From the inverse square law, you find that there is infinite power when in contact with the bulb and infinitesimal power when extremely far from the bulb. This is not a loss of energy, just the energy spreading out. When you collect some of the power with a lens, there are two cases -- one is to "collimate" it (make it travel in straight lines) in which case the energy density is now constant as a function of distance traveled, or project it to a focus. Your camera lens does the latter. Since you want to ignore secondary effects like transmission, the lens is an ideal collector and projects all of the power to an infinitesimal spot on the sensor with infinite energy density (i.e., W/cm^2 = ∞).

The meat of your question is where is the lens collecting energy exactly, and how big is that thing.

Starting from the top, the front element of your lens is used by the entire field of view. Especially in a wide angle lens, this is not all used by a point source. Consider a fisheye lens, where the front element is huge but if you look through it the bright circle you see is quite small. That bright circle you see is the aperture collecting light from an infinite number of point sources like your light bulb.
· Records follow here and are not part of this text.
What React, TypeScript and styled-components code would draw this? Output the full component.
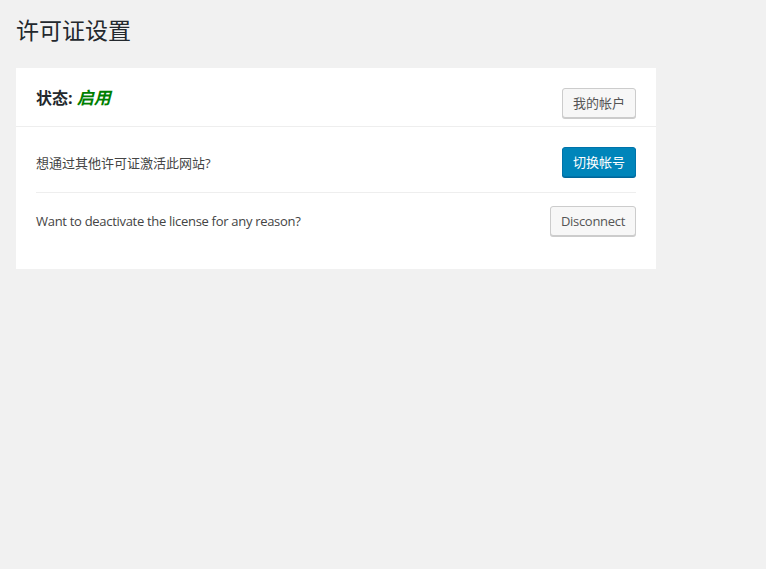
import styled, { createGlobalStyle } from 'styled-components';

const GlobalStyle = createGlobalStyle`
  html, body {
    margin: 0;
    background: #f1f1f1;
    font-family: "Open Sans", "Noto Sans", "Noto Sans CJK SC", sans-serif;
    color: #444;
    font-size: 13px;
  }
`;

const Page = styled.div`
  padding: 16px;
`;

const Title = styled.h1`
  margin: 0 0 23px;
  font-size: 23px;
  line-height: 29px;
  font-weight: 400;
  color: #23282d;
`;

const Card = styled.div`
  width: 640px;
  background: #fff;
`;

const Header = styled.div`
  display: flex;
  justify-content: space-between;
  align-items: flex-start;
  padding: 20px 20px 8px;
  border-bottom: 1px solid #eee;
`;

const Status = styled.h3`
  margin: 0;
  font-size: 16px;
  line-height: 20px;
  font-weight: 700;
  color: #23282d;

  em {
    color: #008000;
    font-style: italic;
    font-size: 17px;
  }
`;

const Body = styled.div`
  padding: 20px 20px 33px;
`;

const Row = styled.div<{ $first?: boolean }>`
  display: flex;
  justify-content: space-between;
  align-items: center;
  padding: ${(p) => (p.$first ? '0 0 15px' : '13px 0 0')};
  border-bottom: ${(p) => (p.$first ? '1px solid #eee' : 'none')};
`;

const Label = styled.span<{ $latin?: boolean }>`
  font-size: 13px;
  letter-spacing: ${(p) => (p.$latin ? '-0.3px' : '0')};
  color: #444;
`;

const Button = styled.button<{ $primary?: boolean; $latin?: boolean }>`
  height: 30px;
  padding: 0 10px 1px;
  font-family: inherit;
  font-size: 13px;
  letter-spacing: ${(p) => (p.$latin ? '-0.3px' : '0')};
  line-height: 28px;
  border-radius: 3px;
  cursor: pointer;
  border: 1px solid ${(p) => (p.$primary ? '#0073aa' : '#ccc')};
  background: ${(p) => (p.$primary ? '#0085ba' : '#f7f7f7')};
  color: ${(p) => (p.$primary ? '#fff' : '#555')};
  box-shadow: 0 1px 0 ${(p) => (p.$primary ? '#006799' : '#ccc')};
`;

export default function App() {
  return (
    <Page>
      <GlobalStyle />
      <Title>许可证设置</Title>
      <Card>
        <Header>
          <Status>
            状态: <em>启用</em>
          </Status>
          <Button>我的帐户</Button>
        </Header>
        <Body>
          <Row $first>
            <Label>想通过其他许可证激活此网站?</Label>
            <Button $primary>切换帐号</Button>
          </Row>
          <Row>
            <Label $latin>Want to deactivate the license for any reason?</Label>
            <Button $latin>Disconnect</Button>
          </Row>
        </Body>
      </Card>
    </Page>
  );
}
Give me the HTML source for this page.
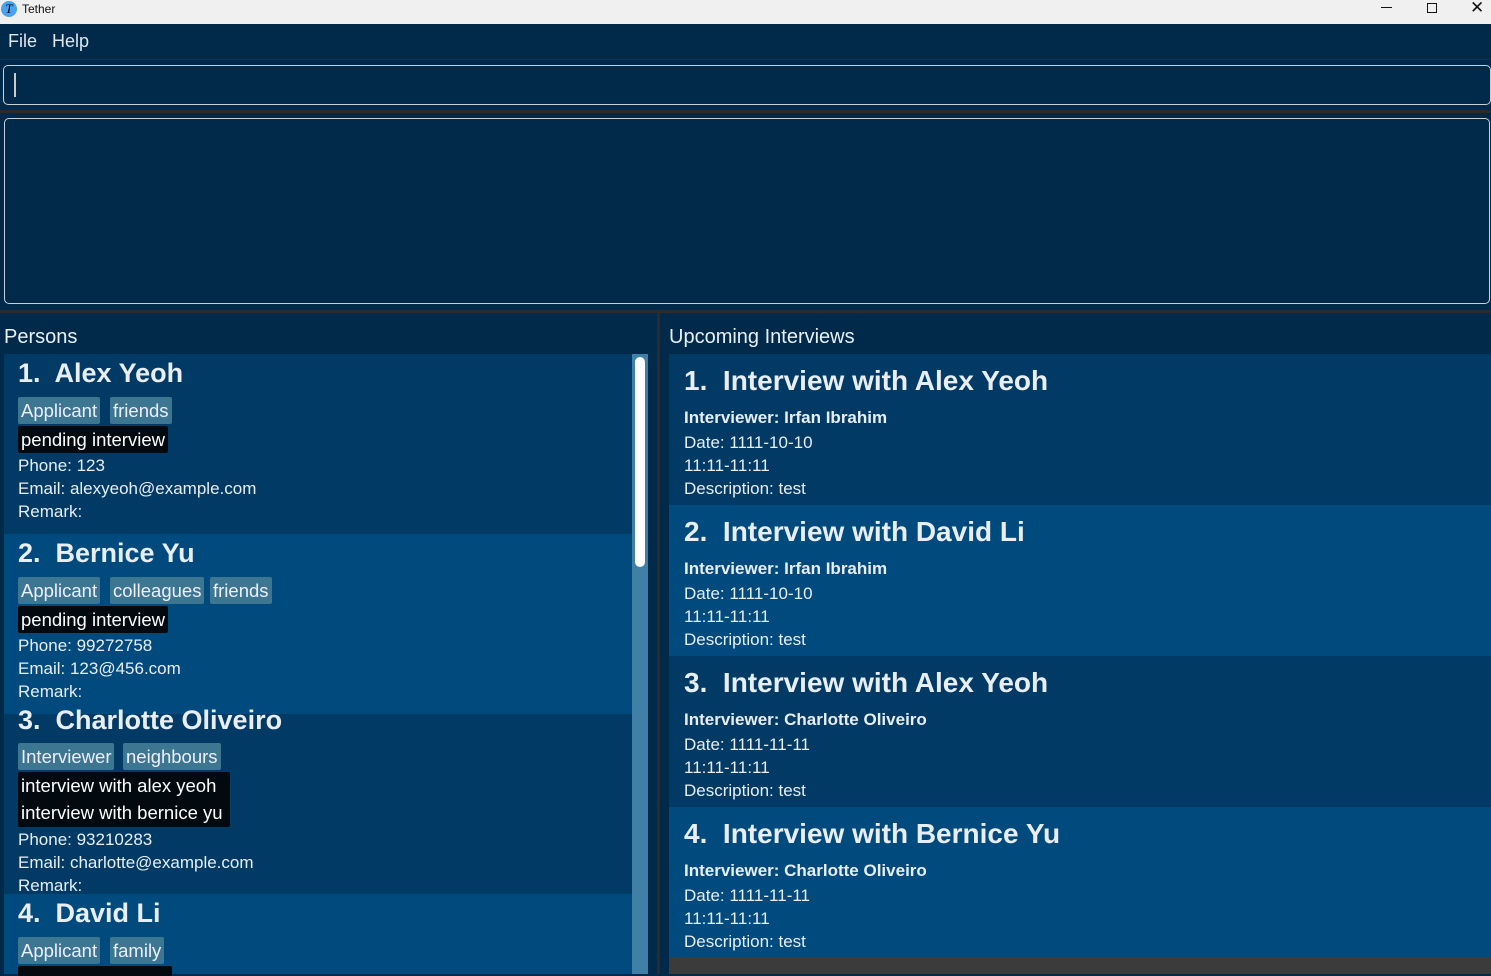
<!DOCTYPE html>
<html><head><meta charset="utf-8"><style>
*{margin:0;padding:0;box-sizing:border-box}
body{width:1491px;height:974px;overflow:hidden;background:#012a4a;font-family:"Liberation Sans",sans-serif;color:#e8eef4;position:relative}
.a{position:absolute;white-space:nowrap}
.t{font-size:17px;line-height:23px}
.nm{font-size:27px;line-height:34px;font-weight:bold}
.rt{font-size:28px!important}
.tag{position:absolute;height:27px;background:#3c7690;border-radius:2px;font-size:18.5px;line-height:27px;padding:0 3px;color:#eef}
.blk{position:absolute;background:#020a10;font-size:18.5px;line-height:27px;padding:0 3px;color:#fff;border-radius:2px}
.b{font-weight:bold}
</style></head><body>
<div class="a" style="left:0;top:0;width:1491px;height:24px;background:#f0f0f0"></div>
<div class="a" style="left:1px;top:1px;width:16px;height:16px;border-radius:50%;background:#4aa3f0;color:#000;font-size:13px;line-height:16px;text-align:center;font-family:'Liberation Serif',serif;font-style:italic">T</div>
<div class="a" style="left:22px;top:2px;font-size:12px;color:#111">Tether</div>
<div class="a" style="left:1381px;top:7px;width:11px;height:1px;background:#111"></div>
<div class="a" style="left:1427px;top:3px;width:10px;height:10px;border:1px solid #111"></div>
<div class="a" style="left:1470px;top:-2px;font-size:17px;color:#111">✕</div>
<div class="a" style="left:8px;top:31px;font-size:18px;color:#dfe6ee">File</div>
<div class="a" style="left:52px;top:31px;font-size:18px;color:#dfe6ee">Help</div>
<div class="a" style="left:0;top:59px;width:1491px;height:1px;background:#2b2b2b"></div>
<div class="a" style="left:3px;top:65px;width:1488px;height:40px;border:1.5px solid #c8d0d8;border-radius:5px"></div>
<div class="a" style="left:14px;top:73px;width:1.5px;height:24px;background:#ccc"></div>
<div class="a" style="left:0;top:110px;width:1491px;height:3px;background:#2b2b2b"></div>
<div class="a" style="left:4px;top:118px;width:1486px;height:186px;border:1.5px solid #c8d0d8;border-radius:5px"></div>
<div class="a" style="left:0;top:310px;width:1491px;height:3px;background:#2b2b2b"></div>
<div class="a" style="left:657px;top:313px;width:3px;height:661px;background:#2b2b2b"></div>
<div class="a" style="left:4px;top:326px;font-size:20px;color:#e8f0f8">Persons</div>
<div class="a" style="left:669px;top:326px;font-size:20px;color:#e8f0f8">Upcoming Interviews</div>

<div class="a" style="left:4px;top:354px;width:628px;height:180px;background:#023a66"></div>
<div class="a" style="left:4px;top:534px;width:628px;height:180px;background:#014a7e"></div>
<div class="a" style="left:4px;top:714px;width:628px;height:180px;background:#023a66"></div>
<div class="a" style="left:4px;top:894px;width:628px;height:80px;background:#014a7e"></div>
<div class="a" style="left:632px;top:354px;width:16px;height:620px;background:#4180a6"></div>
<div class="a" style="left:635px;top:357px;width:10px;height:210px;background:#fff;border-radius:5px"></div>
<div class="a" style="left:648px;top:354px;width:9px;height:620px;background:#012a4a"></div>

<div class="a nm" style="left:18px;top:356px">1.&nbsp; Alex Yeoh</div>
<div class="tag" style="left:18px;top:397px">Applicant</div>
<div class="tag" style="left:110px;top:397px">friends</div>
<div class="blk" style="left:18px;top:426px">pending interview</div>
<div class="a t" style="left:18px;top:454px">Phone: 123</div>
<div class="a t" style="left:18px;top:477px">Email: alexyeoh@example.com</div>
<div class="a t" style="left:18px;top:500px">Remark:</div>

<div class="a nm" style="left:18px;top:536px">2.&nbsp; Bernice Yu</div>
<div class="tag" style="left:18px;top:577px">Applicant</div>
<div class="tag" style="left:110px;top:577px">colleagues</div>
<div class="tag" style="left:210px;top:577px">friends</div>
<div class="blk" style="left:18px;top:606px">pending interview</div>
<div class="a t" style="left:18px;top:634px">Phone: 99272758</div>
<div class="a t" style="left:18px;top:657px">Email: 123@456.com</div>
<div class="a t" style="left:18px;top:680px">Remark:</div>

<div class="a nm" style="left:18px;top:703px">3.&nbsp; Charlotte Oliveiro</div>
<div class="tag" style="left:18px;top:743px">Interviewer</div>
<div class="tag" style="left:123px;top:743px">neighbours</div>
<div class="blk" style="left:18px;top:772px;width:212px;height:55px;line-height:27px">interview with alex yeoh<br>interview with bernice yu</div>
<div class="a t" style="left:18px;top:828px">Phone: 93210283</div>
<div class="a t" style="left:18px;top:851px">Email: charlotte@example.com</div>
<div class="a t" style="left:18px;top:874px">Remark:</div>

<div class="a nm" style="left:18px;top:896px">4.&nbsp; David Li</div>
<div class="tag" style="left:18px;top:937px">Applicant</div>
<div class="tag" style="left:110px;top:937px">family</div>
<div class="blk" style="left:18px;top:966px;width:154px;height:10px"></div>

<div class="a" style="left:669px;top:354px;width:822px;height:151px;background:#023a66"></div>
<div class="a" style="left:669px;top:505px;width:822px;height:151px;background:#014a7e"></div>
<div class="a" style="left:669px;top:656px;width:822px;height:151px;background:#023a66"></div>
<div class="a" style="left:669px;top:807px;width:822px;height:151px;background:#014a7e"></div>
<div class="a" style="left:669px;top:958px;width:822px;height:16px;background:#3b3b3b"></div>

<div class="a nm rt" style="left:684px;top:364px">1.&nbsp; Interview with Alex Yeoh</div>
<div class="a t b" style="left:684px;top:406px">Interviewer: Irfan Ibrahim</div>
<div class="a t" style="left:684px;top:431px">Date: 1111-10-10</div>
<div class="a t" style="left:684px;top:454px">11:11-11:11</div>
<div class="a t" style="left:684px;top:477px">Description: test</div>

<div class="a nm rt" style="left:684px;top:515px">2.&nbsp; Interview with David Li</div>
<div class="a t b" style="left:684px;top:557px">Interviewer: Irfan Ibrahim</div>
<div class="a t" style="left:684px;top:582px">Date: 1111-10-10</div>
<div class="a t" style="left:684px;top:605px">11:11-11:11</div>
<div class="a t" style="left:684px;top:628px">Description: test</div>

<div class="a nm rt" style="left:684px;top:666px">3.&nbsp; Interview with Alex Yeoh</div>
<div class="a t b" style="left:684px;top:708px">Interviewer: Charlotte Oliveiro</div>
<div class="a t" style="left:684px;top:733px">Date: 1111-11-11</div>
<div class="a t" style="left:684px;top:756px">11:11-11:11</div>
<div class="a t" style="left:684px;top:779px">Description: test</div>

<div class="a nm rt" style="left:684px;top:817px">4.&nbsp; Interview with Bernice Yu</div>
<div class="a t b" style="left:684px;top:859px">Interviewer: Charlotte Oliveiro</div>
<div class="a t" style="left:684px;top:884px">Date: 1111-11-11</div>
<div class="a t" style="left:684px;top:907px">11:11-11:11</div>
<div class="a t" style="left:684px;top:930px">Description: test</div>
</body></html>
That aperture is probably virtual (meaning you can't touch it) and is called the Entrance Pupil (EP). It's the image of the aperture stop seen through all of the lenses in front of it. The EP collects light, so to figure out how much your lens collects you need to know its size and location.

If your object is very far away, the difference between the location of the EP and the location of the image plane is probably a small "correction." Its size can also be calculated as simply the ratio of the focal length and F/#. So for your 35/2 example, it is 17.5 mm in diameter. This is inexact because the F/# on the barrel is a marketing figure and it could really be anywhere from F/1.9 to F/2.3 or so without the vendor violating the CIPA requirements, which conform to ISO 517. The F/# is also only for an object at infinity, and the working F/# is larger. This difference is also known in the photography community as the bellows effect.

You can also measure the EP size and location pretty easily. Put the lens in front of a piece of paper and using a macro lens, take a picture of its aperture. Without adjusting focus, then take a picture of a ruler. Figure out the plate scale (mm/px) and then take the diameter of the aperture in px and calculate its diameter in mm. If the magnification is known (and it is known to very high precision -- the ruler and pixels size in microns let you calculate this) you can work out the total track length of the imaging system. That lets you calculate distances from the sensor of the camera, which is a reasonably well located datum.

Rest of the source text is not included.